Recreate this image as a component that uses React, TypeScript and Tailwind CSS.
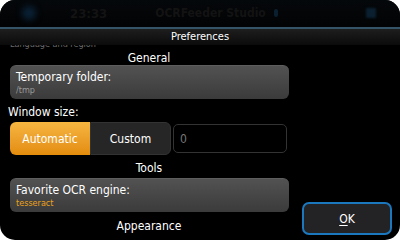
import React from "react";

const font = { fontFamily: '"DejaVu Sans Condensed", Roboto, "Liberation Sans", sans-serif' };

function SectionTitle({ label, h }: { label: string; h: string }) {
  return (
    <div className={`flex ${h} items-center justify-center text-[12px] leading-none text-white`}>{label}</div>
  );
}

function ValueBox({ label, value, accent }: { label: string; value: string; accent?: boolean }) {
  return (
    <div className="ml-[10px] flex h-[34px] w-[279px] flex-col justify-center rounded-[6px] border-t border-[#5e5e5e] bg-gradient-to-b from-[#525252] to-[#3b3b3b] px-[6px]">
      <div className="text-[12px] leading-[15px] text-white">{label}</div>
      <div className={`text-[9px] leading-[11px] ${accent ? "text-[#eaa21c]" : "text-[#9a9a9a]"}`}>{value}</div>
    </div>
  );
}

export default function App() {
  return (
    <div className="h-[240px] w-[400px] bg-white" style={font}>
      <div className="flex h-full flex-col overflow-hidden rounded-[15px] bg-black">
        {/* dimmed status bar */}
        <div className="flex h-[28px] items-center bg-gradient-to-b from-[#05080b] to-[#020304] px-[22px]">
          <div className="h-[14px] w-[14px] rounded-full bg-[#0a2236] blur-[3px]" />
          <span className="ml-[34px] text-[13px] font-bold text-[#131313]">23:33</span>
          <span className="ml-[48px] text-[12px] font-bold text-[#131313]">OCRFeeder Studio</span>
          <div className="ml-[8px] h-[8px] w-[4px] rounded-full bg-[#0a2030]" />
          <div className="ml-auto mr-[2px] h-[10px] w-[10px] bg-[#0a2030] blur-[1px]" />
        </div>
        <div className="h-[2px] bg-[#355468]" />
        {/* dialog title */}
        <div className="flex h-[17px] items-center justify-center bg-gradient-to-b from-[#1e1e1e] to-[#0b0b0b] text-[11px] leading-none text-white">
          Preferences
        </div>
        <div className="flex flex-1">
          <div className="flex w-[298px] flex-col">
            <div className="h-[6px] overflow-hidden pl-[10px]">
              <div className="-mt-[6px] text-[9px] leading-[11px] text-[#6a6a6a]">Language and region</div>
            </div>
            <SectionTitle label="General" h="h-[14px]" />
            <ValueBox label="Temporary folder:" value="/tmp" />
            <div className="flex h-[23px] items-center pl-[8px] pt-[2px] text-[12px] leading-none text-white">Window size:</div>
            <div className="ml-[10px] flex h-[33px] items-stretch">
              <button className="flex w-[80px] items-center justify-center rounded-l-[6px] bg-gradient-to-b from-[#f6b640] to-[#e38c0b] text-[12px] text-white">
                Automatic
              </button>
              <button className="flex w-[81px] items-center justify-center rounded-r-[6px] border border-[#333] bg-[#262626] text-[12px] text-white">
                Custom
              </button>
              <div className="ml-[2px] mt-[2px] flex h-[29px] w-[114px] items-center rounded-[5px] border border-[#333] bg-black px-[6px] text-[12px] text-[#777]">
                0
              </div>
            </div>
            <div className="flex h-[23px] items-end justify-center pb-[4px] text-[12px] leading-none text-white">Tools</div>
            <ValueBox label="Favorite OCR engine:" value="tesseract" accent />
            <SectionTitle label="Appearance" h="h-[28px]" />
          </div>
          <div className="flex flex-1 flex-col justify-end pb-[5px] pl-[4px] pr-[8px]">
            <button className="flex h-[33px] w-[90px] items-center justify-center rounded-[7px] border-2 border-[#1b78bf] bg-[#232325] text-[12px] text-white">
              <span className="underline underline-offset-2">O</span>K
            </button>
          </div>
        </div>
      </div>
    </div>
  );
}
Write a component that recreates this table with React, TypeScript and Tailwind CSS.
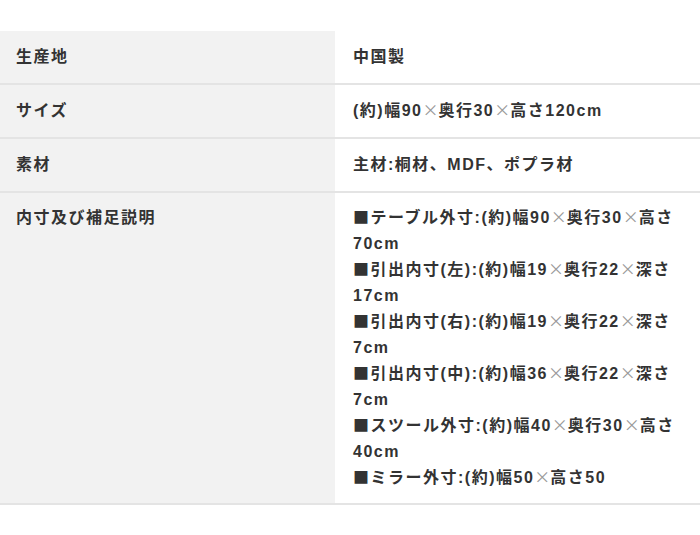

◆ ◆ ◆ ◆

Job. Without the pictures, restate all of the entries above verbatim.

Result of the exercise.
Recreate this image as a component that uses React, TypeScript and Tailwind CSS.
import React from "react";

const font = { fontFamily: '"DejaVu Sans Condensed", Roboto, "Liberation Sans", sans-serif' };

function SectionTitle({ label, h }: { label: string; h: string }) {
  return (
    <div className={`flex ${h} items-center justify-center text-[12px] leading-none text-white`}>{label}</div>
  );
}

function ValueBox({ label, value, accent }: { label: string; value: string; accent?: boolean }) {
  return (
    <div className="ml-[10px] flex h-[34px] w-[279px] flex-col justify-center rounded-[6px] border-t border-[#5e5e5e] bg-gradient-to-b from-[#525252] to-[#3b3b3b] px-[6px]">
      <div className="text-[12px] leading-[15px] text-white">{label}</div>
      <div className={`text-[9px] leading-[11px] ${accent ? "text-[#eaa21c]" : "text-[#9a9a9a]"}`}>{value}</div>
    </div>
  );
}

export default function App() {
  return (
    <div className="h-[240px] w-[400px] bg-white" style={font}>
      <div className="flex h-full flex-col overflow-hidden rounded-[15px] bg-black">
        {/* dimmed status bar */}
        <div className="flex h-[28px] items-center bg-gradient-to-b from-[#05080b] to-[#020304] px-[22px]">
          <div className="h-[14px] w-[14px] rounded-full bg-[#0a2236] blur-[3px]" />
          <span className="ml-[34px] text-[13px] font-bold text-[#131313]">23:33</span>
          <span className="ml-[48px] text-[12px] font-bold text-[#131313]">OCRFeeder Studio</span>
          <div className="ml-[8px] h-[8px] w-[4px] rounded-full bg-[#0a2030]" />
          <div className="ml-auto mr-[2px] h-[10px] w-[10px] bg-[#0a2030] blur-[1px]" />
        </div>
        <div className="h-[2px] bg-[#355468]" />
        {/* dialog title */}
        <div className="flex h-[17px] items-center justify-center bg-gradient-to-b from-[#1e1e1e] to-[#0b0b0b] text-[11px] leading-none text-white">
          Preferences
        </div>
        <div className="flex flex-1">
          <div className="flex w-[298px] flex-col">
            <div className="h-[6px] overflow-hidden pl-[10px]">
              <div className="-mt-[6px] text-[9px] leading-[11px] text-[#6a6a6a]">Language and region</div>
            </div>
            <SectionTitle label="General" h="h-[14px]" />
            <ValueBox label="Temporary folder:" value="/tmp" />
            <div className="flex h-[23px] items-center pl-[8px] pt-[2px] text-[12px] leading-none text-white">Window size:</div>
            <div className="ml-[10px] flex h-[33px] items-stretch">
              <button className="flex w-[80px] items-center justify-center rounded-l-[6px] bg-gradient-to-b from-[#f6b640] to-[#e38c0b] text-[12px] text-white">
                Automatic
              </button>
              <button className="flex w-[81px] items-center justify-center rounded-r-[6px] border border-[#333] bg-[#262626] text-[12px] text-white">
                Custom
              </button>
              <div className="ml-[2px] mt-[2px] flex h-[29px] w-[114px] items-center rounded-[5px] border border-[#333] bg-black px-[6px] text-[12px] text-[#777]">
                0
              </div>
            </div>
            <div className="flex h-[23px] items-end justify-center pb-[4px] text-[12px] leading-none text-white">Tools</div>
            <ValueBox label="Favorite OCR engine:" value="tesseract" accent />
            <SectionTitle label="Appearance" h="h-[28px]" />
          </div>
          <div className="flex flex-1 flex-col justify-end pb-[5px] pl-[4px] pr-[8px]">
            <button className="flex h-[33px] w-[90px] items-center justify-center rounded-[7px] border-2 border-[#1b78bf] bg-[#232325] text-[12px] text-white">
              <span className="underline underline-offset-2">O</span>K
            </button>
          </div>
        </div>
      </div>
    </div>
  );
}
Write a component that recreates this table with React, TypeScript and Tailwind CSS.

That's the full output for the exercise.